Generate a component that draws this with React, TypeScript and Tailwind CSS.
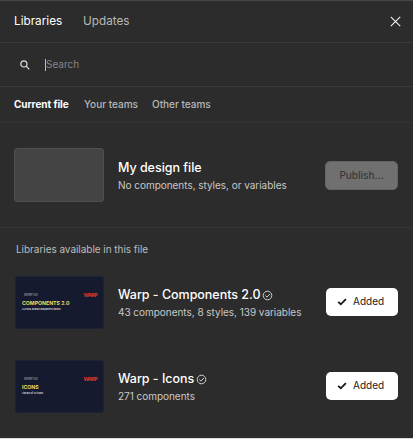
import type { ReactNode } from "react";

function Check() {
  return (
    <svg className="h-[8px] w-[10px] shrink-0" viewBox="0 0 10 8" fill="none" stroke="#1a1a1a" strokeWidth="1.9">
      <path d="M1.2 3.9 3.8 6.3 8.9 1.2" />
    </svg>
  );
}

function Verified() {
  return (
    <svg className="ml-[2px] h-[11px] w-[11px] shrink-0" viewBox="0 0 11 11" fill="none" stroke="#d0d0d0">
      <circle cx="5.5" cy="5.5" r="4.3" />
      <path d="M3.3 5.5 5 7.1 7.9 4" />
    </svg>
  );
}

function Cover({ title, note }: { title: string; note: string }) {
  return (
    <div className="flex h-[53px] w-[89px] shrink-0 flex-col rounded-[3px] border border-[#1c2236] bg-[#151a2e] pl-[6px] pr-[6px] pt-[14px] whitespace-nowrap">
      <div className="flex h-[9px] items-center justify-between">
        <span className="pl-[2px] text-[3px] leading-[9px] text-[#b9bbc5]">WARP DS</span>
        <span className="text-[5.4px] font-bold leading-[9px] tracking-[-0.7px] text-[#d8392c]">WARP</span>
      </div>
      <div className="h-[7px] text-[5.2px] font-bold leading-[7px] text-[#e8db62]">{title}</div>
      <div className="h-[5px] text-[2.4px] font-bold leading-[5px] text-[#d5d6dc]">{note}</div>
    </div>
  );
}

function Item({ cover, title, detail, verified, action }: { cover: ReactNode; title: string; detail: string; verified?: boolean; action: ReactNode }) {
  return (
    <div className="flex items-center whitespace-nowrap pr-[15px]">
      {cover}
      <div className="ml-[14px] grow pt-[2px]">
        <div className="flex h-[18px] items-center text-[12.5px] font-medium leading-[18px] tracking-[-0.03px] text-white">
          {title}
          {verified && <Verified />}
        </div>
        <div className="h-[17px] text-[10px] leading-[17px] tracking-[-0.03px] text-[#c8c8c8]">{detail}</div>
      </div>
      {action}
    </div>
  );
}

function Added() {
  return (
    <button className="mb-[2px] flex h-[28px] w-[72px] items-center rounded-[5px] bg-white pl-[11px] text-[10px] text-[#202020]">
      <Check />
      <span className="ml-[6px]">Added</span>
    </button>
  );
}

export default function App() {
  return (
    <div className="flex h-[439px] w-[413px] flex-col overflow-hidden whitespace-nowrap border-t border-b border-t-[#464646] border-b-[#dedede] bg-[#2c2c2c] font-['Inter',sans-serif]">
      <header className="flex h-[42px] items-center border-b border-[#3b3b3b] pl-[14px] pr-[12px] text-[11.75px]">
        <span className="w-[69px] pt-px text-white">Libraries</span>
        <span className="grow pt-px text-[#b8b8b8]">Updates</span>
        <svg className="h-[11px] w-[11px]" viewBox="0 0 11 11" stroke="#f0f0f0" strokeWidth="1.1">
          <path d="M.8.8 10.2 10.2M10.2.8.8 10.2" />
        </svg>
      </header>
      <div className="flex h-[44px] items-center border-b border-[#3b3b3b] pl-[20px] text-[10px]">
        <svg className="h-[10px] w-[10px]" viewBox="0 0 10 10" fill="none" stroke="#e4e4e4" strokeWidth="1.2">
          <circle cx="3.9" cy="3.9" r="3.1" />
          <path d="M6.2 6.2 9.3 9.3" />
        </svg>
        <span className="ml-[15px] h-[12px] w-px bg-[#bdbdbd]" />
        <span className="text-[#858585]">Search</span>
      </div>
      <nav className="flex h-[36px] items-center border-b border-[#343434] pl-[14px] text-[10px] font-medium text-[#b8b8b8]">
        <span className="w-[70px] font-bold tracking-[-0.05px] text-white">Current file</span>
        <span className="w-[68px]">Your teams</span>
        <span>Other teams</span>
      </nav>
      <section className="h-[105px] border-b border-[#353535] pl-[14px] pt-[25px]">
        <Item
          cover={<div className="h-[54px] w-[90px] shrink-0 rounded-[3px] border border-[#505050] bg-[#444444]" />}
          title="My design file"
          detail="No components, styles, or variables"
          action={<button className="h-[29px] w-[73px] rounded-[5px] border border-[#646464] bg-[#707070] text-[10px] font-medium text-[#383838]">Publish...</button>}
        />
      </section>
      <section className="pl-[15px] pt-[12px]">
        <h2 className="h-[18px] pl-px text-[10px] leading-[18px] tracking-[-0.04px] text-[#bdbdbd]">Libraries available in this file</h2>
        <div className="mt-[18px] flex flex-col gap-[31px]">
          <Item cover={<Cover title="COMPONENTS 2.0" note="A cross-brand component library" />} title="Warp - Components 2.0" detail="43 components, 8 styles, 139 variables" verified action={<Added />} />
          <Item cover={<Cover title="ICONS" note="Library of UI icons" />} title="Warp - Icons" detail="271 components" verified action={<Added />} />
        </div>
      </section>
    </div>
  );
}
#####
Repeat the material above word for word and skip every image in it.

Generate a component that draws this with React, TypeScript and Tailwind CSS.
import type { ReactNode } from "react";

function Check() {
  return (
    <svg className="h-[8px] w-[10px] shrink-0" viewBox="0 0 10 8" fill="none" stroke="#1a1a1a" strokeWidth="1.9">
      <path d="M1.2 3.9 3.8 6.3 8.9 1.2" />
    </svg>
  );
}

function Verified() {
  return (
    <svg className="ml-[2px] h-[11px] w-[11px] shrink-0" viewBox="0 0 11 11" fill="none" stroke="#d0d0d0">
      <circle cx="5.5" cy="5.5" r="4.3" />
      <path d="M3.3 5.5 5 7.1 7.9 4" />
    </svg>
  );
}

function Cover({ title, note }: { title: string; note: string }) {
  return (
    <div className="flex h-[53px] w-[89px] shrink-0 flex-col rounded-[3px] border border-[#1c2236] bg-[#151a2e] pl-[6px] pr-[6px] pt-[14px] whitespace-nowrap">
      <div className="flex h-[9px] items-center justify-between">
        <span className="pl-[2px] text-[3px] leading-[9px] text-[#b9bbc5]">WARP DS</span>
        <span className="text-[5.4px] font-bold leading-[9px] tracking-[-0.7px] text-[#d8392c]">WARP</span>
      </div>
      <div className="h-[7px] text-[5.2px] font-bold leading-[7px] text-[#e8db62]">{title}</div>
      <div className="h-[5px] text-[2.4px] font-bold leading-[5px] text-[#d5d6dc]">{note}</div>
    </div>
  );
}

function Item({ cover, title, detail, verified, action }: { cover: ReactNode; title: string; detail: string; verified?: boolean; action: ReactNode }) {
  return (
    <div className="flex items-center whitespace-nowrap pr-[15px]">
      {cover}
      <div className="ml-[14px] grow pt-[2px]">
        <div className="flex h-[18px] items-center text-[12.5px] font-medium leading-[18px] tracking-[-0.03px] text-white">
          {title}
          {verified && <Verified />}
        </div>
        <div className="h-[17px] text-[10px] leading-[17px] tracking-[-0.03px] text-[#c8c8c8]">{detail}</div>
      </div>
      {action}
    </div>
  );
}

function Added() {
  return (
    <button className="mb-[2px] flex h-[28px] w-[72px] items-center rounded-[5px] bg-white pl-[11px] text-[10px] text-[#202020]">
      <Check />
      <span className="ml-[6px]">Added</span>
    </button>
  );
}

export default function App() {
  return (
    <div className="flex h-[439px] w-[413px] flex-col overflow-hidden whitespace-nowrap border-t border-b border-t-[#464646] border-b-[#dedede] bg-[#2c2c2c] font-['Inter',sans-serif]">
      <header className="flex h-[42px] items-center border-b border-[#3b3b3b] pl-[14px] pr-[12px] text-[11.75px]">
        <span className="w-[69px] pt-px text-white">Libraries</span>
        <span className="grow pt-px text-[#b8b8b8]">Updates</span>
        <svg className="h-[11px] w-[11px]" viewBox="0 0 11 11" stroke="#f0f0f0" strokeWidth="1.1">
          <path d="M.8.8 10.2 10.2M10.2.8.8 10.2" />
        </svg>
      </header>
      <div className="flex h-[44px] items-center border-b border-[#3b3b3b] pl-[20px] text-[10px]">
        <svg className="h-[10px] w-[10px]" viewBox="0 0 10 10" fill="none" stroke="#e4e4e4" strokeWidth="1.2">
          <circle cx="3.9" cy="3.9" r="3.1" />
          <path d="M6.2 6.2 9.3 9.3" />
        </svg>
        <span className="ml-[15px] h-[12px] w-px bg-[#bdbdbd]" />
        <span className="text-[#858585]">Search</span>
      </div>
      <nav className="flex h-[36px] items-center border-b border-[#343434] pl-[14px] text-[10px] font-medium text-[#b8b8b8]">
        <span className="w-[70px] font-bold tracking-[-0.05px] text-white">Current file</span>
        <span className="w-[68px]">Your teams</span>
        <span>Other teams</span>
      </nav>
      <section className="h-[105px] border-b border-[#353535] pl-[14px] pt-[25px]">
        <Item
          cover={<div className="h-[54px] w-[90px] shrink-0 rounded-[3px] border border-[#505050] bg-[#444444]" />}
          title="My design file"
          detail="No components, styles, or variables"
          action={<button className="h-[29px] w-[73px] rounded-[5px] border border-[#646464] bg-[#707070] text-[10px] font-medium text-[#383838]">Publish...</button>}
        />
      </section>
      <section className="pl-[15px] pt-[12px]">
        <h2 className="h-[18px] pl-px text-[10px] leading-[18px] tracking-[-0.04px] text-[#bdbdbd]">Libraries available in this file</h2>
        <div className="mt-[18px] flex flex-col gap-[31px]">
          <Item cover={<Cover title="COMPONENTS 2.0" note="A cross-brand component library" />} title="Warp - Components 2.0" detail="43 components, 8 styles, 139 variables" verified action={<Added />} />
          <Item cover={<Cover title="ICONS" note="Library of UI icons" />} title="Warp - Icons" detail="271 components" verified action={<Added />} />
        </div>
      </section>
    </div>
  );
}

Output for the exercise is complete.